2. For each state, calculate the **best probability** of reaching it from any previous state.  
3. Keep track of which previous state gave that best probability (this is the **backpointer**).  
4. Move to the next word and repeat.  

At the end, we simply **backtrack through the best choices** to get the most probable sequence.

---


## Example: Sentence = "watch the play"

We want to find whether words are more likely tagged as **Noun (N)** or **Verb (V)**.

### Step 1: Define HMM

- **States**: Noun (N), Verb (V)  
- **Initial Probabilities (π):**  
  - P(N) = 0.6  
  - P(V) = 0.4  

- **Transition Probabilities:**  

| From \ To | Noun | Verb |
|-----------|------|------|
| Noun      | 0.3  | 0.7  |
| Verb      | 0.8  | 0.2  |

- **Emission Probabilities (word given state):**  

| State | watch | the | play |
|-------|-------|-----|------|
| Noun  | 0.1   | 0.6 | 0.3  |
| Verb  | 0.7   | 0.1 | 0.2  |

---

## Step 2: Initialization (first word = "watch")

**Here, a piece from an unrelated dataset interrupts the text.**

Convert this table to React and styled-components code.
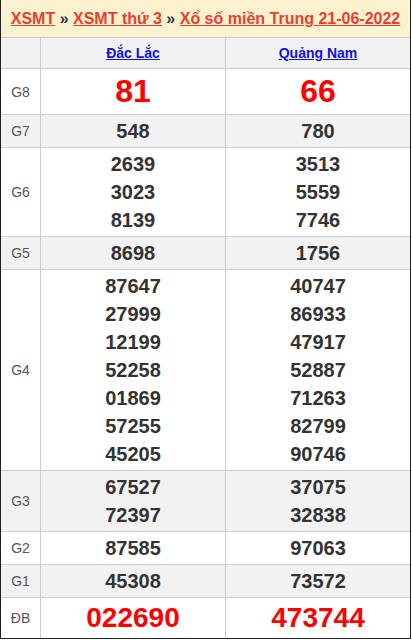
import React from 'react';
import styled, { createGlobalStyle } from 'styled-components';

const GlobalStyle = createGlobalStyle`
  body {
    margin: 0;
    background: #fff;
    font-family: "Liberation Sans", Arial, sans-serif;
  }
`;

const Board = styled.div`
  width: 409px;
  border-left: 1px solid #222;
  border-right: 1px solid #222;
  border-bottom: 1px solid #222;
`;

const Title = styled.div`
  height: 37px;
  background: #fdf2d0;
  display: flex;
  align-items: center;
  justify-content: center;
  font-size: 16px;
  font-weight: bold;
  color: #333;
  white-space: pre;
`;

const TitleLink = styled.a`
  color: #e8402f;
  text-decoration: underline;
`;

const Row = styled.div`
  display: grid;
  grid-template-columns: 39px 185px 1fr;
  border-top: 1px solid #ccc;
  background: ${(p) => (p.$shaded ? '#f2f2f2' : '#fff')};
`;

const Label = styled.div`
  display: flex;
  align-items: center;
  justify-content: center;
  font-size: 14px;
  color: #555;
`;

const Cell = styled.div`
  border-left: 1px solid #ccc;
  padding: 2px 0;
  display: flex;
  flex-direction: column;
  align-items: center;
  justify-content: center;
`;

const Num = styled.div`
  font-weight: bold;
  font-size: ${(p) => p.$size || 20}px;
  line-height: ${(p) => p.$lh || 28}px;
  color: ${(p) => (p.$red ? '#f00' : '#333')};
`;

const Province = styled.a`
  font-size: 14px;
  font-weight: bold;
  color: #1010e0;
  text-decoration: underline;
  line-height: 26px;
`;

const prizes = [
  { label: 'G8', a: ['81'], b: ['66'], size: 32, lh: 41, red: true },
  { label: 'G7', a: ['548'], b: ['780'] },
  { label: 'G6', a: ['2639', '3023', '8139'], b: ['3513', '5559', '7746'] },
  { label: 'G5', a: ['8698'], b: ['1756'] },
  {
    label: 'G4',
    a: ['87647', '27999', '12199', '52258', '01869', '57255', '45205'],
    b: ['40747', '86933', '47917', '52887', '71263', '82799', '90746'],
  },
  { label: 'G3', a: ['67527', '72397'], b: ['37075', '32838'] },
  { label: 'G2', a: ['87585'], b: ['97063'] },
  { label: 'G1', a: ['45308'], b: ['73572'] },
  { label: 'ĐB', a: ['022690'], b: ['473744'], size: 28, lh: 36, red: true },
];

const App = () => {
  return (
    <>
      <GlobalStyle />
      <Board>
        <Title>
          <TitleLink>XSMT</TitleLink>
          {' » '}
          <TitleLink>XSMT thứ 3</TitleLink>
          {' » '}
          <TitleLink>Xổ số miền Trung 21-06-2022</TitleLink>
        </Title>
        <Row $shaded>
          <Label />
          <Cell>
            <Province>Đắc Lắc</Province>
          </Cell>
          <Cell>
            <Province>Quảng Nam</Province>
          </Cell>
        </Row>
        {prizes.map((p, i) => (
          <Row key={p.label} $shaded={i % 2 === 1}>
            <Label>{p.label}</Label>
            <Cell>
              {p.a.map((n) => (
                <Num key={n} $size={p.size} $lh={p.lh} $red={p.red}>{n}</Num>
              ))}
            </Cell>
            <Cell>
              {p.b.map((n) => (
                <Num key={n} $size={p.size} $lh={p.lh} $red={p.red}>{n}</Num>
              ))}
            </Cell>
          </Row>
        ))}
      </Board>
    </>
  );
};

export default App;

We combine **initial probability × emission probability** because:  
- First we choose a state (N or V).  
- Then we generate the word from that state.  

| State | Calculation             | Probability |
|-------|-------------------------|-------------|
| Noun  | 0.6 × 0.1              | 0.06        |
| Verb  | 0.4 × 0.7              | 0.28        |

Interpretation: At the start, “watch” is far more likely to be a **Verb** than a Noun.

---

## Step 3: Next word = "the"

Now for each possible current state, we check both possible previous states.  
We **multiply probabilities** because in HMM:  
- The chance of being in a current state depends on  
  (probability of previous state) × (transition to current) × (emission of word).  

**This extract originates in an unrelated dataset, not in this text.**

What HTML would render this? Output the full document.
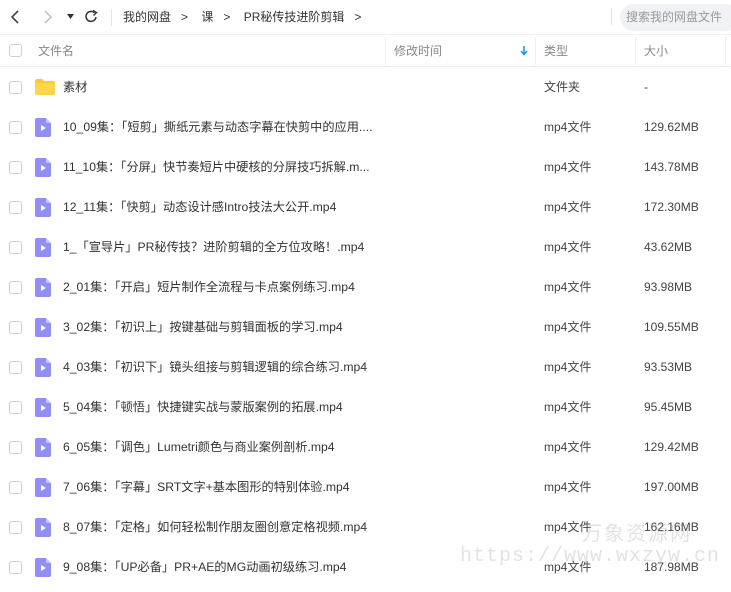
<!DOCTYPE html>
<html><head><meta charset="utf-8"><style>
*{margin:0;padding:0;box-sizing:border-box}
body{width:731px;height:592px;overflow:hidden;background:#fff;font-family:"Liberation Sans","Noto Sans CJK SC",sans-serif;font-size:12px;line-height:16px;color:#333;position:relative}
.top{position:absolute;left:0;top:0;width:731px;height:35px;border-bottom:1px solid #f0f0f0}
.a{position:absolute;white-space:nowrap}
.hdr{position:absolute;top:35px;left:0;width:731px;height:32px;border-bottom:1px solid #f0f0f0;color:#888}
.cb{position:absolute;left:9px;width:13px;height:13px;border:1px solid #d0d0d0;border-radius:3px;background:#fff}
.row{position:absolute;left:0;width:731px;height:40px}
.row .n{position:absolute;left:63px;top:12px;white-space:nowrap;color:#333;font-size:12.2px}
.row .t{position:absolute;left:544px;top:12px;color:#444}
.row .s{position:absolute;left:644px;top:12px;color:#444}
.fi{position:absolute;left:35px;top:11px;width:16px;height:19px}
.vl{position:absolute;top:37px;width:1px;height:28px;background:#eee}
</style></head><body>
<div class="top">
<svg class="a" style="left:10px;top:10px" width="12" height="14"><path d="M8 1L2 7L8 13" stroke="#444" stroke-width="1.6" fill="none"/></svg>
<svg class="a" style="left:42px;top:10px" width="12" height="14"><path d="M3 1L9 7L3 13" stroke="#bbb" stroke-width="1.4" fill="none"/></svg>
<svg class="a" style="left:67px;top:14px" width="8" height="6"><path d="M0 0H7L3.5 5Z" fill="#333"/></svg>
<svg class="a" style="left:84px;top:9px" width="15" height="15"><path d="M12 8A5 5 0 1 1 10.5 3.8" stroke="#333" stroke-width="1.5" fill="none"/><path d="M9 1.5L12.5 3.5L9.5 6.5" stroke="#333" stroke-width="1.4" fill="none"/></svg>
<div class="a" style="left:111px;top:9px;width:1px;height:17px;background:#e5e5e5"></div>
<div class="a" style="left:123px;top:9px;color:#333">我的网盘 &nbsp;&nbsp;&gt;&nbsp;&nbsp;&nbsp; 课 &nbsp;&nbsp;&gt;&nbsp;&nbsp;&nbsp; PR秘传技进阶剪辑 &nbsp;&nbsp;&gt;</div>
<div class="a" style="left:611px;top:8px;width:1px;height:17px;background:#e5e5e5"></div>
<div class="a" style="left:620px;top:4px;width:120px;height:27px;background:#f1f2f5;border-radius:14px;color:#999;padding:5px 0 0 6px">搜索我的网盘文件</div>
</div>
<div class="hdr">
<div class="cb" style="top:9px"></div>
<div class="a" style="left:38px;top:8px">文件名</div>
<div class="a" style="left:394px;top:8px">修改时间</div>
<svg class="a" style="left:520px;top:11px" width="8" height="10"><path d="M4 0V8M1 5L4 8.5L7 5" stroke="#2196f3" stroke-width="1.6" fill="none"/></svg>
<div class="a" style="left:544px;top:8px">类型</div>
<div class="a" style="left:644px;top:8px">大小</div>
</div>
<div class="vl" style="left:385px"></div><div class="vl" style="left:535px"></div><div class="vl" style="left:635px"></div><div class="vl" style="left:725px"></div>
<div class="row" style="top:67px"><div class="cb" style="top:14px"></div>
<svg class="fi" style="top:12px;width:20px;height:16px" width="20" height="16"><path d="M0 2Q0 0 2 0H7L9 2H18Q20 2 20 4V14Q20 16 18 16H2Q0 16 0 14Z" fill="#ffc933"/><rect x="0" y="4" width="20" height="12" rx="1.5" fill="#ffd54a"/></svg>
<div class="n">素材</div><div class="t">文件夹</div><div class="s">-</div></div>

<div id="rows"></div>
<div class="a" style="left:460px;top:545px;font-family:'Liberation Mono',monospace;font-size:20px;line-height:24px;color:rgba(150,150,150,.28);letter-spacing:1px">https://www.wxzyw.cn</div>
<div class="a" style="left:582px;top:522px;font-size:20px;line-height:24px;color:rgba(150,150,150,.28);letter-spacing:2px">万象资源网</div>
<script>
var d=[["10_09集：「短剪」撕纸元素与动态字幕在快剪中的应用....","129.62MB"],["11_10集：「分屏」快节奏短片中硬核的分屏技巧拆解.m...","143.78MB"],["12_11集：「快剪」动态设计感Intro技法大公开.mp4","172.30MB"],["1_「宣导片」PR秘传技？进阶剪辑的全方位攻略！.mp4","43.62MB"],["2_01集：「开启」短片制作全流程与卡点案例练习.mp4","93.98MB"],["3_02集：「初识上」按键基础与剪辑面板的学习.mp4","109.55MB"],["4_03集：「初识下」镜头组接与剪辑逻辑的综合练习.mp4","93.53MB"],["5_04集：「顿悟」快捷键实战与蒙版案例的拓展.mp4","95.45MB"],["6_05集：「调色」Lumetri颜色与商业案例剖析.mp4","129.42MB"],["7_06集：「字幕」SRT文字+基本图形的特别体验.mp4","197.00MB"],["8_07集：「定格」如何轻松制作朋友圈创意定格视频.mp4","162.16MB"],["9_08集：「UP必备」PR+AE的MG动画初级练习.mp4","187.98MB"]];
var h="";d.forEach(function(r,i){h+='<div class="row" style="top:'+(107+i*40)+'px"><div class="cb" style="top:14px"></div><svg class="fi" width="16" height="19"><path d="M2 0H11L16 5V17Q16 19 14 19H2Q0 19 0 17V2Q0 0 2 0Z" fill="#8f8ff5"/><path d="M11 0V4Q11 5 12 5H16Z" fill="#c8c8fb"/><path d="M6 7L11 10L6 13Z" fill="#fff"/></svg><div class="n">'+r[0]+'</div><div class="t">mp4文件</div><div class="s">'+r[1]+'</div></div>'});
document.getElementById("rows").innerHTML=h;
</script>
</body></html>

| Current State | From Noun                         | From Verb                         | Best Path |
|---------------|----------------------------------|-----------------------------------|-----------|
| Noun          | 0.06 × 0.3 × 0.6 = 0.0108        | 0.28 × 0.8 × 0.6 = 0.1344         | **0.1344 (Verb → Noun)** |
| Verb          | 0.06 × 0.7 × 0.1 = 0.0042        | 0.28 × 0.2 × 0.1 = 0.0056         | **0.0056 (Verb → Verb)** |

Interpretation:  
- “the” is most likely a **Noun**, coming from a **Verb** before it.  
- The sequence so far: "watch (Verb) → the (Noun)".

---

## Step 4: Next word = "play"

Again, evaluate both states:

| Current State | From Noun                          | From Verb                          | Best Path |
|---------------|-----------------------------------|------------------------------------|-----------|
| Noun          | 0.1344 × 0.3 × 0.3 = 0.012096     | 0.0056 × 0.8 × 0.3 = 0.001344      | **0.012096 (Verb → Noun → Noun)** |
| Verb          | 0.1344 × 0.7 × 0.2 = 0.018816     | 0.0056 × 0.2 × 0.2 = 0.000224      | **0.018816 (Verb → Noun → Verb)** |

Interpretation:  
- For “play”, the most likely tag is **Verb**, reached from Noun.  
- The final sequence is: **Verb → Noun → Verb**  
  - "watch" = Verb  
  - "the" = Noun  
  - "play" = Verb  

---

## Step 5: Why Multiplications?

- **Initial × Emission** → to start with both the state likelihood and how well the state explains the word.  
- **Previous × Transition × Emission** →  
  - Previous best path probability (how likely we were in the last state).  
  - Transition probability (how likely we move to new state).  
  - Emission probability (how likely the new state produces this word).  

By multiplying, we chain probabilities across time. This captures the **joint probability** of the whole sequence.

---

## Final Result

- Best sequence of tags: **Verb → Noun → Verb**  
- Best path probability: **0.018816**

---

## Why Viterbi is Powerful

- Without Viterbi:  
  - For 3 words × 2 states → 2³ = 8 sequences checked.  
  - For 10 words → 2¹⁰ = 1024 sequences checked.  

- With Viterbi:  
  - Only checks best path at each step.  
  - Complexity is polynomial: **O(N² × T)**, where N = states, T = words.  

---

**Key Takeaway:**  
The Viterbi algorithm efficiently finds the **most probable sequence of states** without brute-forcing all possibilities, by keeping track of the best path probabilities at each step.